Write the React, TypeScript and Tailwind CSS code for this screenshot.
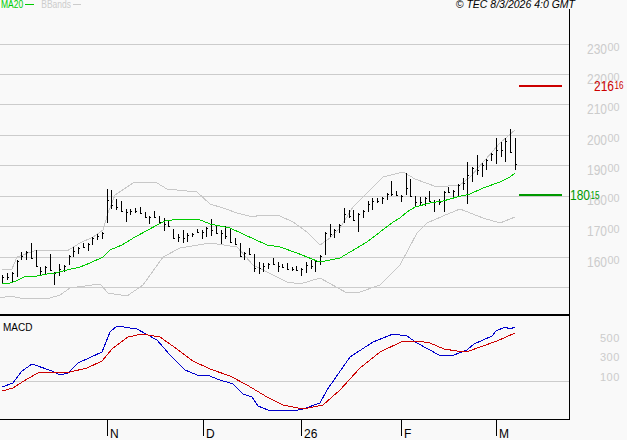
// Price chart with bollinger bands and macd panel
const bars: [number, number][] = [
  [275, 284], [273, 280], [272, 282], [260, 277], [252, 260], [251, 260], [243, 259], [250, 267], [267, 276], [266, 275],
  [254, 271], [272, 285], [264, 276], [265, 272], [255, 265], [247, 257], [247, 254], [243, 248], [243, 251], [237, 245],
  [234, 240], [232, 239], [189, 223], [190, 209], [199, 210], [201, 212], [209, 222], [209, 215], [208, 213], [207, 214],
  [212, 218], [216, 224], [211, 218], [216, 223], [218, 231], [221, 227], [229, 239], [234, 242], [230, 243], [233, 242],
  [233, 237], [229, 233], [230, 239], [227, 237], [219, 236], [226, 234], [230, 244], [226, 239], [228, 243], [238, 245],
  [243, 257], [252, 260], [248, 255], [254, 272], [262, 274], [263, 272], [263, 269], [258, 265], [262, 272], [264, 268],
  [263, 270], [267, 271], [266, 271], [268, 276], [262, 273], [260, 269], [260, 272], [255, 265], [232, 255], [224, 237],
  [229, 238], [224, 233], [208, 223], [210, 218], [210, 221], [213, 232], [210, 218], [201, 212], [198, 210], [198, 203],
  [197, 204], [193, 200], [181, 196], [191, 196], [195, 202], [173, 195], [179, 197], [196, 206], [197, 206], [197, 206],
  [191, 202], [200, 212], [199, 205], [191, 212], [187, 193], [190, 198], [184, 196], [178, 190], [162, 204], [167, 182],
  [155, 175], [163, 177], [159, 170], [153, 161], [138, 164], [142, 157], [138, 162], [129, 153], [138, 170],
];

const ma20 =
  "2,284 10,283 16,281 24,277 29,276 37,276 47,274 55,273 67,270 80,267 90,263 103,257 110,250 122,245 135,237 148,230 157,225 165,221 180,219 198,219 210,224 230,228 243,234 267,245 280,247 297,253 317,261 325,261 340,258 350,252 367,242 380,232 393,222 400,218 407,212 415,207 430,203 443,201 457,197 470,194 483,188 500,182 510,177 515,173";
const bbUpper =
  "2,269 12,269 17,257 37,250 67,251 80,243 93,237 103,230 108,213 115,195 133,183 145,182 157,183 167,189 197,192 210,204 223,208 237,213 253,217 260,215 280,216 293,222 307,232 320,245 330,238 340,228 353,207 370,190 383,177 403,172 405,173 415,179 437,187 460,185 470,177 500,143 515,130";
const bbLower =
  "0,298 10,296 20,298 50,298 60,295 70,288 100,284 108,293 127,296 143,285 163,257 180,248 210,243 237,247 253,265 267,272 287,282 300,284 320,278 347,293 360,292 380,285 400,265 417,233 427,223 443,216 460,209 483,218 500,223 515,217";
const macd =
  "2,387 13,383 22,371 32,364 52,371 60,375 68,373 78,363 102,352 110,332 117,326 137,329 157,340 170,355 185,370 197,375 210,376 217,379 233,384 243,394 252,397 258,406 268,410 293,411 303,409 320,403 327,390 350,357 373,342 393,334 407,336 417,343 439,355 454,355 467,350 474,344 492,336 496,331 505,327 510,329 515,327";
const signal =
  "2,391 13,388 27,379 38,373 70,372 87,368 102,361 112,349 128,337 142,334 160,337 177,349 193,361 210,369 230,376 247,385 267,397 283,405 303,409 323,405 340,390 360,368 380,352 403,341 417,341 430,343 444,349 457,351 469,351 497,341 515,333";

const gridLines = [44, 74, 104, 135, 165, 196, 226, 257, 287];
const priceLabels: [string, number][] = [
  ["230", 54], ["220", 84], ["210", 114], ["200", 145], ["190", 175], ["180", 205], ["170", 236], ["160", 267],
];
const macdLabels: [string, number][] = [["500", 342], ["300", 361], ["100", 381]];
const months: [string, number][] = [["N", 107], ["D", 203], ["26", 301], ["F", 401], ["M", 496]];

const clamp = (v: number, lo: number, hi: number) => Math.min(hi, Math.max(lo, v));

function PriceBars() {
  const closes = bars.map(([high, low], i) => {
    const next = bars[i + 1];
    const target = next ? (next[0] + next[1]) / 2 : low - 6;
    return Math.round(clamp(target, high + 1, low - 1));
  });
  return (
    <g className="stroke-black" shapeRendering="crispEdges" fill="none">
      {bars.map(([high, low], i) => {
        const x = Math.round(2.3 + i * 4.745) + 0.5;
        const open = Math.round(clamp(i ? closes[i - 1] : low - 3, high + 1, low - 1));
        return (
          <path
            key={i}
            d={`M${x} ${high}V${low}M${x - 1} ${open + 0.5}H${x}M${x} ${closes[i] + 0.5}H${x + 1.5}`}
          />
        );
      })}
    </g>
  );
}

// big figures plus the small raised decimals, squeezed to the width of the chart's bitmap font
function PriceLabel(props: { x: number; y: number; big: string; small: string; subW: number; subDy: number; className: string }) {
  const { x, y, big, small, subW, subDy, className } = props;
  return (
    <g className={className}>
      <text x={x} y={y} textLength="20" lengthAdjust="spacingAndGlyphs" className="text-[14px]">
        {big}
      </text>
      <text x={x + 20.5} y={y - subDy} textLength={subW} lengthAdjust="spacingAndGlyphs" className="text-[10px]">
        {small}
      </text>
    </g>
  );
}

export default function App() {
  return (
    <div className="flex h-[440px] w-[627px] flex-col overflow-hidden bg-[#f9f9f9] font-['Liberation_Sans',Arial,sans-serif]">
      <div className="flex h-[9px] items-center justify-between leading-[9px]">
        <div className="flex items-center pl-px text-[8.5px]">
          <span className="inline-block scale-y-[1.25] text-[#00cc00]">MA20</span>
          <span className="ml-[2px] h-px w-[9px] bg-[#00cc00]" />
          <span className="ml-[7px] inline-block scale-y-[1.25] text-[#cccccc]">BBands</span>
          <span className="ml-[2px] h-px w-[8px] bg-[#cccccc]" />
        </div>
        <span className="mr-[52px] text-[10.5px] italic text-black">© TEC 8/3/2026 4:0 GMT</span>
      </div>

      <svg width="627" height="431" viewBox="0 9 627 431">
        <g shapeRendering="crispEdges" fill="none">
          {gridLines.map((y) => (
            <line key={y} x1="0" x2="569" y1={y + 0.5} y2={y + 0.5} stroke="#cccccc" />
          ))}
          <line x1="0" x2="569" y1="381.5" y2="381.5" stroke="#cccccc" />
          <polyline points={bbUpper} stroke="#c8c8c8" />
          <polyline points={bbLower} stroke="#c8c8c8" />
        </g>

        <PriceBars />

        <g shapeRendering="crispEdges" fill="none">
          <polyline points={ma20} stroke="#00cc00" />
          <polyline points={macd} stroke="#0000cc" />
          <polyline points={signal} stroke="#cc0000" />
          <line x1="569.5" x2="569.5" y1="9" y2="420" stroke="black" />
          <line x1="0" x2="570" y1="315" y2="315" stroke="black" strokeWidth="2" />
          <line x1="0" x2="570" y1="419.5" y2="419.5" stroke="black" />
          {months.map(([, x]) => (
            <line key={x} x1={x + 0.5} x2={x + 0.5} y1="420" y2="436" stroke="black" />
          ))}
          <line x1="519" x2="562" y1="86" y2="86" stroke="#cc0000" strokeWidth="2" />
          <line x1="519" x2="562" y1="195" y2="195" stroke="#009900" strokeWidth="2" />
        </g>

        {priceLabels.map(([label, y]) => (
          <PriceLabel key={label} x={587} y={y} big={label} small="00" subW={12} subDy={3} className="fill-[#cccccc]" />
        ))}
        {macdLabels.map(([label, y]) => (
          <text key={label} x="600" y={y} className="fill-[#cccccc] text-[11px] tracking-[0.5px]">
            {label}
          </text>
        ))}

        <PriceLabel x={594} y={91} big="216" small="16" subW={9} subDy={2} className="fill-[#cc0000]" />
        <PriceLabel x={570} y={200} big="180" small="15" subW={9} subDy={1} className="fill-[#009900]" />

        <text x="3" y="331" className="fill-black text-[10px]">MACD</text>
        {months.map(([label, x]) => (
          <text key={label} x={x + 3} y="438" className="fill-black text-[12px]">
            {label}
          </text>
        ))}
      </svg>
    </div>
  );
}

---

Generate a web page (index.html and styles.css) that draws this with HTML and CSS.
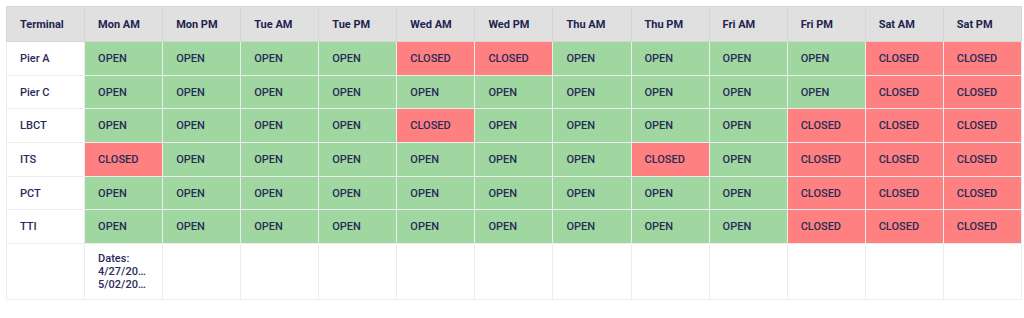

▸ **Short exercise**: Find the word "this" in the entries, and copy every line it shows up in.

▸ **Task output**:
Write the React, TypeScript and Tailwind CSS code for this screenshot.
Generate a web page (index.html and styles.css) that draws this with HTML and CSS.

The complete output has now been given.